Forest Products Industry Adapts

Forestry is a major employer statewide. In 10 counties, forestry is the No. 1 employer. So any mill closures or change in markets and management has a major impact on the economy.

For example, the Verso and Park Falls mill closures impact the workers, the suppliers and the forests themselves, explains Collin Buntrock, a forest products team leader for the Wisconsin Department of Natural Resources.

Wisconsin landowners account for 60 percent of the state’s forest owners. So any change in market dynamics impacts private landowners, too. The county forest system is also robust. So timber sale revenue has a big impact on municipality budgets.

Rhinelander-based Buntrock’s key responsibility is to share the significance of the timber industry to the state’s economy. He says a thriving forest products industry also leads to sustainably managed forests; revenue encourages landowners to practice good stewardship of their land.
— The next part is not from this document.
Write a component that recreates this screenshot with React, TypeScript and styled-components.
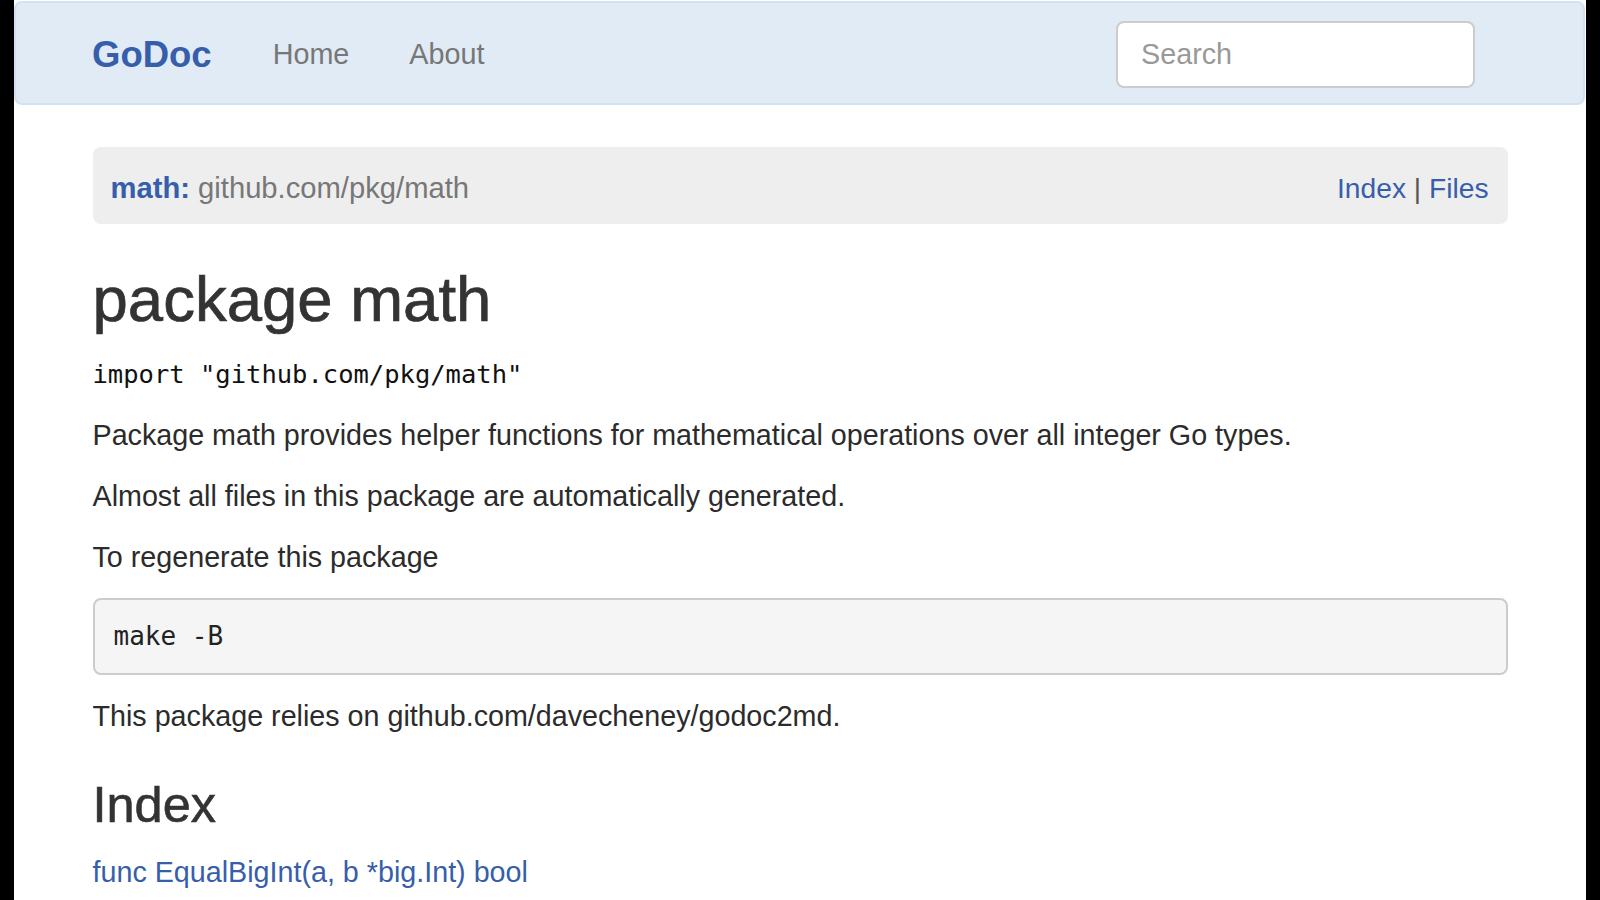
import React from 'react';
import styled, { createGlobalStyle } from 'styled-components';

const GlobalStyle = createGlobalStyle`
  html, body {
    margin: 0;
    padding: 0;
    background: #000;
  }
  body {
    font-family: "Liberation Sans", Helvetica, Arial, sans-serif;
    font-size: 28.7px;
    line-height: 41px;
    color: #333;
  }
  * { box-sizing: border-box; }
`;

const Page = styled.div`
  margin: 0 14px;
  background: #fff;
  height: 100vh;
  padding-top: 1px;
  overflow: hidden;
`;

const Navbar = styled.nav`
  height: 104px;
  background: #e0ebf5;
  border: 2px solid #d3e2f1;
  border-radius: 8px;
  margin: 0 1px 42px 0;
  display: flex;
`;

const NavContainer = styled.div`
  width: 1415px;
  margin: 0 auto;
  display: flex;
  align-items: center;
  padding-top: 2px;
`;

const Brand = styled.a`
  font-size: 36.5px;
  font-weight: 700;
  color: #375eab;
  text-decoration: none;
  margin-right: 61px;
`;

const NavLinks = styled.div`
  display: flex;
  gap: 60px;
`;

const NavLink = styled.a`
  color: #777;
  text-decoration: none;
  font-size: 28.75px;
`;

const SearchInput = styled.input`
  margin-left: auto;
  margin-right: 32px;
  width: 359px;
  height: 67px;
  border: 2px solid #ccc;
  border-radius: 8px;
  background: #fff;
  padding: 0 23px;
  font-family: inherit;
  font-size: 28.75px;
  color: #555;
  outline: none;
  &::placeholder {
    color: #999;
  }
`;

const Container = styled.div`
  width: 1415px;
  margin: 0 auto;
`;

const Crumb = styled.div`
  height: 77px;
  background: #eee;
  border-radius: 8px;
  padding: 5px 19px 0 18px;
  display: flex;
  align-items: center;
  justify-content: space-between;
  margin-bottom: 41px;
  font-size: 29.2px;
`;

const CrumbPath = styled.div`
  color: #777;
`;

const CrumbName = styled.a`
  color: #375eab;
  font-weight: 700;
  text-decoration: none;
`;

const CrumbLinks = styled.div`
  color: #555;
  font-size: 28.2px;
`;

const Link = styled.a`
  color: #375eab;
  text-decoration: none;
`;

const Title = styled.h2`
  font-size: 63.5px;
  line-height: 68px;
  font-weight: 500;
  -webkit-text-stroke: 0.7px #333;
  margin: 40px 0 20px;
  color: #333;
`;

const SectionTitle = styled.h3`
  font-size: 50.5px;
  line-height: 54px;
  font-weight: 500;
  -webkit-text-stroke: 0.6px #333;
  margin: 41px 0 20px;
  color: #333;
`;

const Para = styled.p`
  margin: 0 0 20px;
  color: #2b2b2b;
`;

const Code = styled.code`
  font-family: "DejaVu Sans Mono", Menlo, monospace;
  font-size: 25.5px;
  color: #111;
`;

const Pre = styled.pre`
  margin: 0 0 21px;
  padding: 18px 19px;
  border: 2px solid #ccc;
  border-radius: 8px;
  background: #f5f5f5;
  font-family: "DejaVu Sans Mono", Menlo, monospace;
  font-size: 26px;
  line-height: 37px;
  color: #222;
`;

const IndexList = styled.div`
  display: flex;
  flex-direction: column;
`;

const IndexLink = styled.a`
  color: #375eab;
  text-decoration: none;
  line-height: 41px;
`;

export default function App() {
  return (
    <>
      <GlobalStyle />
      <Page>
        <Navbar>
          <NavContainer>
            <Brand href="#">GoDoc</Brand>
            <NavLinks>
              <NavLink href="#">Home</NavLink>
              <NavLink href="#">About</NavLink>
            </NavLinks>
            <SearchInput placeholder="Search" />
          </NavContainer>
        </Navbar>
        <Container>
          <Crumb>
            <CrumbPath>
              <CrumbName href="#">math:</CrumbName> github.com/pkg/math
            </CrumbPath>
            <CrumbLinks>
              <Link href="#">Index</Link> | <Link href="#">Files</Link>
            </CrumbLinks>
          </Crumb>
          <Title>package math</Title>
          <Para>
            <Code>import "github.com/pkg/math"</Code>
          </Para>
          <Para>
            Package math provides helper functions for mathematical operations over all integer Go types.
          </Para>
          <Para>Almost all files in this package are automatically generated.</Para>
          <Para>To regenerate this package</Para>
          <Pre>make -B</Pre>
          <Para>This package relies on github.com/davecheney/godoc2md.</Para>
          <SectionTitle>Index</SectionTitle>
          <IndexList>
            <IndexLink href="#">func EqualBigInt(a, b *big.Int) bool</IndexLink>
            <IndexLink href="#">func EqualBigFloat(a, b *big.Float) bool</IndexLink>
          </IndexList>
        </Container>
      </Page>
    </>
  );
}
Despite current supply chain and market challenges facing Wisconsin’s forest products industry, Bunrtock says the sector remains viable in Wisconsin. He attributes the industry’s resiliency to producers’ willingness to innovate. About 60 percent of Wisconsin’s timber goes to the pulp and paper market. He says while demand for graphic paper for printing and writing has gone down, producers have shifted to meet e-commerce demands for cardboard boxes and paper shipping materials.

Wisconsin timber also goes toward veneer, composite, cabinetry and furniture, and some lumber. Buntrock gives an update on the lumber market — he expects those high prices to level off soon and stabilize to pre-pandemic prices.

The forestry industry in Wisconsin is looking forward to new markets in building. Mass timber — dimensional lumber assembled in multiple layers — allowing large buildings to be made of strictly timber. Milwaukee will be home to the largest mass timber building in the western hemisphere, called the Ascent building. It’s slated to be over 20 stories and uses timber for about 75 percent of those floors.

Buntrock says this is an exciting time to see how wood and other forest products can play a role in allowing people to better build cities and tackle climate change, because wood stores a lot of carbon, is durable and is long living. As far as fire concerns, mass timber chars and therefore resists fire.